Why not apply deref coercion for trait-bound generics?

Recently ran into this problem when looking into extending the Pattern API for slices.

Essentially the problem is that we can impl Pattern<&[T]> for &[T] and use that in various associated functions like

pub fn starts_with<'a, P: Pattern<&'a [T]>>(&'a self, pattern: P) -> bool

However, that will break existing usage that depends on deref coercion:

error[E0277]: the trait bound `&Vec<{integer}>: Pattern<&[{integer}]>` is not satisfied
    --> library/alloc/benches/slice.rs:98:31
98   |     b.iter(|| vec.starts_with(&match_vec))
     |                   ----------- ^^^^^^^^^^ the trait `Pattern<&[{integer}]>` is not implemented for `&Vec<{integer}>`
     |                   |
     |                   required by a bound introduced by this call

This is quite unfortunate, as it means that we can't use the Pattern API to implement this.

I found one reference to this behavior at Suggest dereference operations when a deref coercion won't work · Issue #39029 · rust-lang/rust · GitHub, which suggests that this was an explicit decision that is unlikely to be reversed.

My thoughts

Why can't we enable this for references? In every case of a reference, the impl just calls out to &Self::Target anyways. For instance, impl Pattern for &String just delegates to &str.

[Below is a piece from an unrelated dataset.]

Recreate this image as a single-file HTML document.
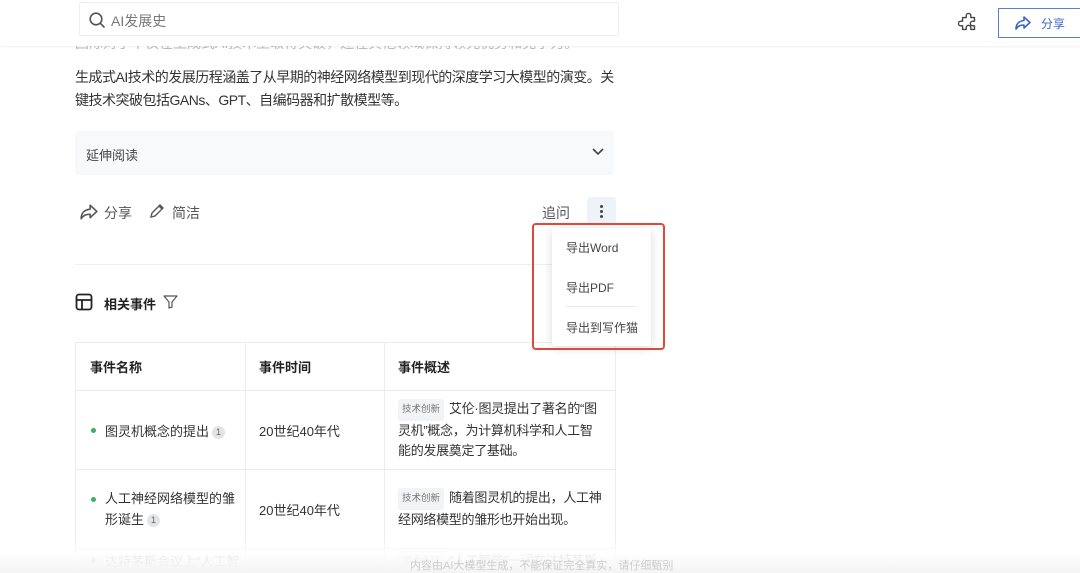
<!DOCTYPE html>
<html><head><meta charset="utf-8"><style>
*{margin:0;padding:0;box-sizing:border-box}
html,body{width:1080px;height:573px;overflow:hidden}
body{background:#fff;font-family:"Liberation Sans","Noto Sans CJK SC",sans-serif;color:#333;position:relative}
.abs{position:absolute}
.t{font-size:14px;white-space:nowrap}
table{border-collapse:collapse;table-layout:fixed}
td{border:1px solid #ececec;vertical-align:middle;font-size:13px;color:#333}
.tag{display:inline-block;background:#f2f3f5;color:#777;font-size:9.5px;padding:1px 4px;border-radius:3px;margin-right:5px;vertical-align:1px;letter-spacing:0}
.n{display:inline-block;width:13px;height:13px;border-radius:7px;background:#e3e4e6;color:#666;font-size:9px;text-align:center;line-height:13px;vertical-align:1px;margin-left:3px}
.dot{display:inline-block;width:5px;height:5px;border-radius:3px;background:#3cae6a;position:absolute;left:15px}
.d{padding:0 10px 0 13px;line-height:20px;letter-spacing:-0.3px}
</style></head><body>
<div class="abs" style="left:0;top:0;width:1080px;height:46px;background:#fff;box-shadow:0 1px 2px rgba(0,0,0,.06);z-index:3"></div>
<div class="abs t" style="left:75px;top:33px;color:#bbb;z-index:2">国际对手不仅在生成式AI技术上取得突破，还在其他领域保持领先优势和竞争力。</div>
<div class="abs" style="left:79px;top:2px;width:540px;height:34px;border:1px solid #eee;background:#fff;z-index:4;border-radius:2px">
<svg class="abs" style="left:8px;top:8px" width="18" height="18" viewBox="0 0 18 18"><circle cx="8" cy="8" r="5.8" fill="none" stroke="#555" stroke-width="1.6"/><path d="M12.2 12.2L16 16" stroke="#555" stroke-width="1.6" stroke-linecap="round"/></svg>
<div class="abs t" style="left:31px;top:8px;color:#777">AI发展史</div></div>
<svg class="abs" style="left:958px;top:12px;z-index:4" width="22" height="22" viewBox="0 0 24 24" fill="none" stroke="#444" stroke-width="1.5" stroke-linejoin="round"><path d="M9 4a2.5 2.5 0 0 1 5 0v2h4v4h-2a2.5 2.5 0 0 0 0 5h2v4h-4v-2a2.5 2.5 0 0 0-5 0v2H5v-4H3a2.5 2.5 0 0 1 0-5h2V6h4z"/></svg>
<div class="abs" style="left:998px;top:8px;width:84px;height:30px;border:1px solid #5b7fd6;z-index:4;background:#fff">
<svg class="abs" style="left:16px;top:7px" width="16" height="14" viewBox="0 0 16 14" fill="none" stroke="#3c64c8" stroke-width="1.6" stroke-linejoin="round"><path d="M9 1l6 5.5-6 5.5V9C5 9 3 10 1 13c0-5 3-8 8-8.5z"/></svg>
<div class="abs" style="left:42px;top:6px;font-size:12px;color:#3c64c8">分享</div></div>
<div class="abs" style="left:75px;top:66px;width:545px;font-size:14px;line-height:23px;color:#333;letter-spacing:-0.5px">生成式AI技术的发展历程涵盖了从早期的神经网络模型到现代的深度学习大模型的演变。关键技术突破包括GANs、GPT、自编码器和扩散模型等。</div>
<div class="abs" style="left:75px;top:131px;width:539px;height:44px;background:#f8f9fb;border-radius:4px">
<div class="abs" style="left:11px;top:14px;font-size:13px;color:#444">延伸阅读</div>
<svg class="abs" style="left:516px;top:16px" width="14" height="10" viewBox="0 0 14 10"><path d="M2 2l5 5 5-5" fill="none" stroke="#444" stroke-width="1.6"/></svg></div>
<svg class="abs" style="left:80px;top:204px" width="18" height="16" viewBox="0 0 16 14" fill="none" stroke="#555" stroke-width="1.4" stroke-linejoin="round"><path d="M9 1l6 5.5-6 5.5V9C5 9 3 10 1 13c0-5 3-8 8-8.5z"/></svg>
<div class="abs t" style="left:104px;top:203px;color:#555">分享</div>
<svg class="abs" style="left:148px;top:202px" width="18" height="18" viewBox="0 0 18 18" fill="none" stroke="#555" stroke-width="1.4"><path d="M3 15l1-4 8-8 3 3-8 8z M11 4l3 3"/></svg>
<div class="abs t" style="left:172px;top:203px;color:#555">简洁</div>
<div class="abs t" style="left:542px;top:203px;color:#555">追问</div>
<div class="abs" style="left:587px;top:197px;width:29px;height:28px;background:#eef3fa;border-radius:3px">
<div class="abs" style="left:13px;top:8px;width:3px;height:3px;background:#444;border-radius:2px"></div>
<div class="abs" style="left:13px;top:13px;width:3px;height:3px;background:#444;border-radius:2px"></div>
<div class="abs" style="left:13px;top:18px;width:3px;height:3px;background:#444;border-radius:2px"></div></div>
<div class="abs" style="left:75px;top:264px;width:540px;height:1px;background:#efefef"></div>
<svg class="abs" style="left:75px;top:293px" width="18" height="18" viewBox="0 0 18 18" fill="none" stroke="#222" stroke-width="1.8"><rect x="1.5" y="1.5" width="15" height="15" rx="2.5"/><path d="M1.5 7h15M7 7v9.5"/></svg>
<div class="abs" style="left:104px;top:294px;font-size:13px;font-weight:bold;color:#222">相关事件</div>
<svg class="abs" style="left:163px;top:295px" width="15" height="14" viewBox="0 0 15 14" fill="none" stroke="#555" stroke-width="1.2" stroke-linejoin="round"><path d="M1 1h13L9 7v5l-3 1V7z"/></svg>
<table class="abs" style="left:75px;top:342px;width:541px">
<tr style="height:48px"><td style="width:170px;padding-left:14px;font-weight:bold;color:#222">事件名称</td><td style="width:139px;padding-left:13px;font-weight:bold;color:#222">事件时间</td><td style="padding-left:13px;font-weight:bold;color:#222">事件概述</td></tr>
<tr style="height:79px"><td style="position:relative;padding-left:29px"><span class="dot" style="top:37px"></span>图灵机概念的提出<span class="n">1</span></td><td style="padding-left:13px">20世纪40年代</td><td class="d"><span class="tag">技术创新</span>艾伦·图灵提出了著名的“图灵机”概念，为计算机科学和人工智能的发展奠定了基础。</td></tr>
<tr style="height:79px"><td style="position:relative;padding-left:29px;line-height:21px"><span class="dot" style="top:27px"></span>人工神经网络模型的雏形诞生<span class="n">1</span></td><td style="padding-left:13px">20世纪40年代</td><td class="d"><span class="tag">技术创新</span>随着图灵机的提出，人工神经网络模型的雏形也开始出现。</td></tr>
<tr style="height:40px"><td style="position:relative;padding-left:29px;vertical-align:top;padding-top:2px;white-space:nowrap;overflow:hidden"><span class="dot" style="top:9px"></span>达特茅斯会议上“人工智</td><td></td><td class="d" style="vertical-align:top;padding-top:2px;white-space:nowrap;overflow:hidden"><span class="tag">学术会议</span>“人工智能”一词在达特茅斯</td></tr>
</table>
<div class="abs" style="left:0;top:540px;width:1080px;height:33px;background:linear-gradient(rgba(255,255,255,0),rgba(255,255,255,.9) 40%,#f4f4f4);z-index:2"></div>
<div class="abs" style="left:410px;top:557px;font-size:11px;color:#ccc;z-index:3;white-space:nowrap">内容由AI大模型生成，不能保证完全真实，请仔细甄别</div>
<div class="abs" style="left:532px;top:223px;width:133px;height:127px;border:2px solid #e0493a;border-radius:4px;z-index:5"></div>
<div class="abs" style="left:552px;top:228px;width:99px;height:118px;background:#fff;box-shadow:0 2px 10px rgba(0,0,0,.15);border-radius:3px;z-index:4">
<div class="abs" style="left:14px;top:11px;font-size:12px;color:#444">导出Word</div>
<div class="abs" style="left:14px;top:51px;font-size:12px;color:#444">导出PDF</div>
<div class="abs" style="left:14px;top:78px;width:70px;height:1px;background:#e8e8e8"></div>
<div class="abs" style="left:14px;top:91px;font-size:12px;color:#444;white-space:nowrap">导出到写作猫</div></div>
</body></html>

Could negative bounds help here? We could add something like

impl<'p, 'hs, T, V> Pattern<&'hs [T]> for &'p V
    T: PartialEq + 'p,
    V: ops::Deref<Target = [T]>,
    V != T, // otherwise this conflicts with impl for &T

if we can make it possible to have where T != U bounds, that would be awesome! There are many places I've wanted to make e.g.:

struct MyType<T> {

impl<T, U> From<MyType<T>> for MyType<U>
    T != U, // to avoid overlap with T: From<T>

since lifetimes have been a problem for things like this in the past, maybe we can write it where #[ignore_lifetimes] T != U which considers String != u32 but not &'a u32 != &'b u32

If I'm being honest that sounds like a highway to unsound code.

the idea is to guarantee the where bound isn't satisfied anytime lifetimes could possibly be the difference between the impl applying or not, because that way any lifetime mismatch can't cause unsoundness since the code attempting to be unsound wouldn't compile because the where bound isn't satisfied.

After all, code that can't compile isn't unsound.